Education experts also hailed the philosophy underlying the new curriculum, but they emphasised proper training for teachers on the new system PRIOR to launching.
As per the government policy, the students of classes 1, 2, 6 and 7 will get new books based on the new curriculum in January 2023. The Students of classes 3, 4, 8 and 9 will get books in 2024 and the students of grade 5 and 10 will get new books in January 2025.
The ministry will provide new books to the students of grade 11 in 2026 and grade 12 in 2027. As a result, students will take part in the SSC examinations under the new curriculum from 2026 and the HSC exams from 2028.
The new curriculum from the pre-primary to the higher secondary level in the country will go through massive changes from 2023 - no annual exams up to class 3, no public examination before SSC and no separate streams of education in classes 9-10.
According to the proposed curriculum, all students from classes 6 to 10 have to read 10 common subjects while the SSC examination will be based on the syllabus of class 10 only. At present, the public exam is conducted on the basis of the syllabuses for classes 9 and 10.

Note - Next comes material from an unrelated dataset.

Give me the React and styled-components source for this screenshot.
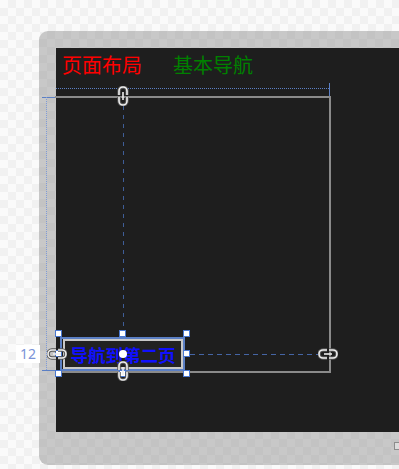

Students of class 1-3 will get their result from their performances in classes. Students of classes 4 and 5 will get 40% marks for Bangla, English, Math and Science subjects on the basis of their performance in classes while another 60% will be determined by annual examinations. All marks in Physical and Mental Health, and Religion subjects will be based on class performances only.
For students of classes 6-8, 60% marks in Bangla, English, Math, Science and Social Sciences subjects will be based on class performances and another 40% will be determined on the basis of their performance in annual exams. Full marks in Life and livelihood, Science and Technology, Physical and Mental Health, Religion, Arts and Culture will be given based on class performances.
Students of classes 9 and 10 will get 50% of the marks in Bangla, English, Math, Science and Social Sciences on the basis of class performances and the remaining 50% marks will be given on the basis of annual and public exams, respectively. Their full scores in Life and livelihood, Science and Technology, Physical and Mental Health, Religion, Arts and Culture subjects will be determined on the basis of class performance.
Legislation to lock it?
Education Minister Dipu Moni has said she believes the new curriculum will make after-school private coaching 'a thing of the past'.
"We aim to fully implement the new curriculum for primary and secondary students by 2025. Hopefully, after that, students will not be required to take private lessons after school hours," she said last November, while speaking to reporters after an impromptu visit to an HSC exam centre at Dhaka's Begum Badrunnessa Government Girls' College in Dhaka.
"We have prepared the new curriculum and lesson plans in a way that students won't need private tutoring at all," the minister said in reply to a question about why the government had failed to shut private coaching centres across the country during the exam period.
"We can't stop something without offering an alternative. We will be able to eradicate the after-school private coaching practice with the implementation of new curriculum," Dipu Moni said.
"The proprietors of the coaching centres have strong objections to shutting the doors for a month because it affects their revenue stream. Still, we are doing our best to take all the necessary action," she said.
Dipu Moni also highlighted the necessity of after-school private tutoring in some "particular cases", quashing the idea that it should be.
"In some particular cases, private coaching is necessary for some struggling students. We have yet to take our education to a level where every student will get necessary support in the classroom."
One of the recommendations in the 'National Education Policy, 2010', that was presented in just the second year of the AL government's first term back in power, following the landslide in the December 2008 polls, was an education act.
The Education Ministry has already prepared the draft of the country's first education law with the provision of imposing ban on printing, publishing and marketing notebooks and guidebooks, which are known as a menace to the education system.
The proposed education law, however, allows the private coaching system and the publishing of supplementary books and education-aid books on conditions as well as approval from the authorities concerned.
The Education Ministry has already sent the draft of 'Education Bill, 2022' to the Cabinet Division for approval, said officials of the ministry. After the Cabinet's approval, the bill would be placed in the Parliament for the enactment of law. The 'Education Bill, 2022' is likely to be placed in the next Parliament session after approval from the Cabinet, said sources.
The 'National Education Policy, 2010' recommended the formulation of an education law for proper implementation of the education policy. Against this backdrop, the Education Ministry had taken the initiative to prepare a law in line with the 2010 policy and a sub-committee of the education policy implementation committee had prepared a draft law for the first time on January 26 in 2011.
Discussions and criticism on the draft education law have been going on since then over the issue of notebooks, guidebooks, supplementary books and private coaching system. Amid the discussions and criticism, the Education Ministry sent the first draft of the 'Education Act' to the Cabinet Division in December 2016. The Cabinet Division sent it back with some observations as the-then draft gave legitimacy to coaching and private tuition in the name of 'shadow education'.
According to the latest draft of education law, the printing, publishing and marketing of notebooks and guidebooks are punishable by a maximum imprisonment for three years or a maximum fine of Tk 5 lakh or both. It also states that if any teacher forces his students of his institution to purchase notebooks and guidebooks, legal action will be taken against him or her.
A law enacted in 1980 also prohibits notebooks and guidebooks up to the eighth grade. So, notebooks and guidebooks are running now in the country in the name of supplementary books or education-aid books.
The draft law states that the publication of supplementary books and education-aid books will be allowed only after approval from the authorities concerned. However, the draft says that if a teacher forces students to purchase supplementary books and education-aid books, it will be considered misconduct and disciplinary actions will be taken against him or her.